Dans le même esprit, le site Emmène ton chien (emmenetonchien.com) répertorie également des hébergements et des activités à faire avec son toutou, lesquels sont labellisés Qualidog. Le site attribue ses coups de cœur et distribue aussi des truffes. Les établissements sont classés de 1 à 4 truffes — sur le même principe que les étoiles — en fonction du niveau d’accueil des chiens. S’il accueille simplement le chien, l’établissement obtient une truffe alors que s’il met en place des services et aménagements dédiés à son confort, il peut obtenir jusqu’à quatre truffes. Simple mais efficace.

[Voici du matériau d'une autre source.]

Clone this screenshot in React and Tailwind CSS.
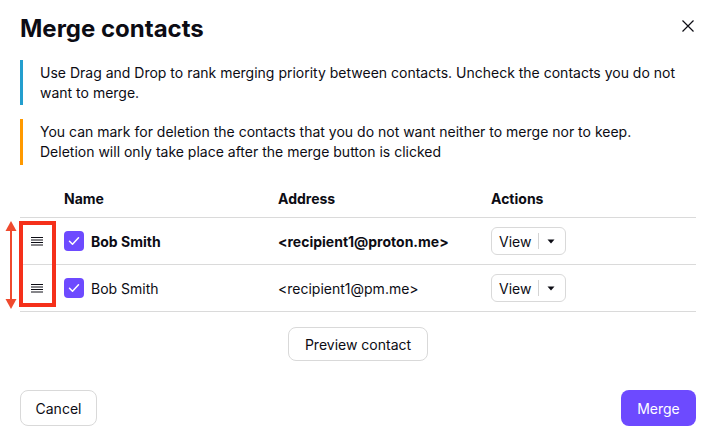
const DragHandle = () => (
    <svg width="12" height="10" viewBox="0 0 12 10" className="text-[#0c0c14]">
        <path d="M0 1.5h12M0 4h12M0 6.5h12M0 9h12" stroke="currentColor" strokeWidth="1" />
    </svg>
)

const Checked = () => (
    <span className="w-5 h-5 rounded-[4px] bg-[#6d4aff] flex items-center justify-center shrink-0">
        <svg width="12" height="10" viewBox="0 0 12 10">
            <path d="M1.5 5.2l3 3L10.5 1.8" fill="none" stroke="white" strokeWidth="1.5" strokeLinecap="round" strokeLinejoin="round" />
        </svg>
    </span>
)

const ViewButton = () => (
    <div className="h-[28px] w-[75px] border border-[#d9d9d9] rounded-[6px] flex items-center text-[14px]">
        <span className="pl-[7px] pr-[7px]">View</span>
        <span className="w-px h-[16px] bg-[#d4d4d4]"></span>
        <span className="flex-1 flex justify-center pr-[2px]">
            <svg width="8" height="5" viewBox="0 0 8 5"><path d="M0.5 0.5h7L4 4.5z" fill="#0c0c14" /></svg>
        </span>
    </div>
)

const Row = ({ bold, address }) => (
    <div className="flex items-center h-[47px] border-b border-[#dadada] text-[14px]">
        <div className="w-[44px] flex pl-[11px]"><DragHandle /></div>
        <div className="w-[214px] flex items-center gap-[7px]">
            <Checked />
            <span className={bold ? "font-bold" : ""}>Bob Smith</span>
        </div>
        <div className={"w-[213px] " + (bold ? "font-bold" : "")}>{address}</div>
        <div className="flex-1"><ViewButton /></div>
    </div>
)

const App = () => {
    return (
        <div className="w-[718px] h-[445px] bg-white relative pl-5 pr-[22px] font-['Inter','Noto_Sans',sans-serif] text-[#0c0c14] overflow-hidden">
            <div className="flex items-start justify-between pt-[13px]">
                <h1 className="text-[24px] leading-8 font-bold">Merge contacts</h1>
                <div className="mt-[7px] mr-[2px]">
                    <svg width="12" height="12" viewBox="0 0 12 12">
                        <path d="M0.5 0.5l11 11M11.5 0.5l-11 11" stroke="#0c0c14" strokeWidth="1.2" />
                    </svg>
                </div>
            </div>

            <div className="mt-[15px] border-l-[3px] border-[#239ece] pl-[17px] pt-[3px] pb-[2px] text-[14px] leading-5">
                Use Drag and Drop to rank merging priority between contacts. Uncheck the contacts you do not<br />want to merge.
            </div>
            <div className="mt-[14px] border-l-[3px] border-[#ff9900] pl-[17px] pt-[3px] pb-[3px] text-[14px] leading-5">
                You can mark for deletion the contacts that you do not want neither to merge nor to keep.<br />Deletion will only take place after the merge button is clicked
            </div>

            <div className="mt-[14px]">
                <div className="flex items-center h-[39px] border-b border-[#dadada] text-[14px] font-bold">
                    <div className="w-[44px]"></div>
                    <div className="w-[214px]">Name</div>
                    <div className="w-[213px]">Address</div>
                    <div className="flex-1">Actions</div>
                </div>
                <Row bold address="<recipient1@proton.me>" />
                <Row address="<recipient1@pm.me>" />
            </div>

            <div className="flex justify-center mt-[15px]">
                <button className="h-[34px] px-4 border border-[#d9d9d9] rounded-lg text-[14px]">Preview contact</button>
            </div>

            <div className="flex justify-between mt-[29px]">
                <button className="h-9 w-[77px] border border-[#d9d9d9] rounded-lg text-[14px]">Cancel</button>
                <button className="h-9 w-[75px] bg-[#6d4aff] text-white rounded-lg text-[14px]">Merge</button>
            </div>

            {/* annotation overlay */}
            <div className="absolute left-[19px] top-[221px] w-[37px] h-[86px] border-4 border-[#f5301a]"></div>
            <svg className="absolute left-[5px] top-[221px]" width="12" height="88" viewBox="0 0 12 88">
                <path d="M6 6v76" stroke="#ef4a2e" strokeWidth="2" />
                <path d="M6 0L11.5 10H0.5z" fill="#ef4a2e" />
                <path d="M6 88L11.5 78H0.5z" fill="#ef4a2e" />
            </svg>
        </div>
    )
}

export default App;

Les gastronomiques s’y mettent aussi
Si animaux et gastronomie semblent incompatibles, certains restaurants étoilés acceptent pourtant volontiers les compagnons à quatre pattes: Thierry Marx, Gaya de Pierre Gagnaire, Apiscius, L’Atelier de Joël Robuchon, Têtedoie… Chez ce dernier installé à Lyon (une étoile au Guide Michelin), des gamelles d’eau et des plaids sont à disposition. « La distance entre nos tables est assez large afin que personne ne soit gêné. Mais si le chien est turbulent, il est alors possible d’installer le client sur une table bien à l’écart ou sur la terrasse, indique un employé du restaurant. Généralement les chiens qui viennent sont très bien éduqués. Et le but d’un gastronomique est aussi de s’adapter à sa clientèle. » Du reste, l’équipe se réjouit de recevoir au moins un chien par semaine, le chef Christian Têtedoie appréciant lui-même passionnément les animaux. Sur la partie rooftop et bistrot, les canidés sont également les bienvenus. Direction Carcassonne.

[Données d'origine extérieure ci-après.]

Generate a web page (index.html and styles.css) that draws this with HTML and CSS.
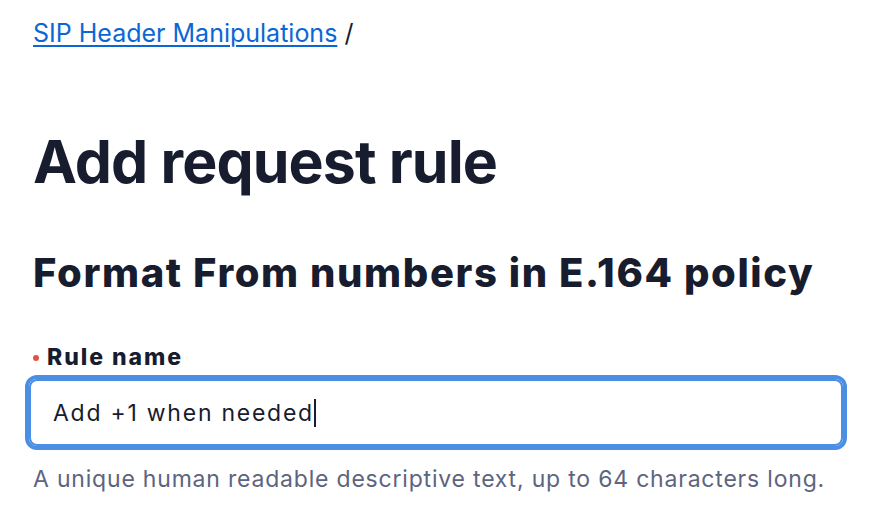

Le restaurant gastronomique La Vicomté de l’hôtel Mercure accueille les animaux. « Nous acceptons les animaux à l’hôtel. Il est alors logique pour nous d’en faire de même au restaurant, assure Lionel Biscans, chef de réception. Si c’est un gros chien qui ne sait pas se tenir, on se donne le droit de dire non. On évalue l’animal lors de son arrivée. » Au cas par cas en fonction de plusieurs paramètres. Les serveurs prévoient toujours une table sur le côté pour éviter de perturber le service et le chien. « On fait notre maximum car les clients de l’hôtel sont rassurés de dîner avec leur chien et de ne pas le laisser dans la chambre. Et c’est d’autant plus simple l’été avec la terrasse extérieure », ajoute-t-il. L’hôtel ne fait d’ailleurs aucune discrimination sur le type d’animaux puisqu’il a déjà accueilli un perroquet, un lapin, un chat et même un serpent (!)…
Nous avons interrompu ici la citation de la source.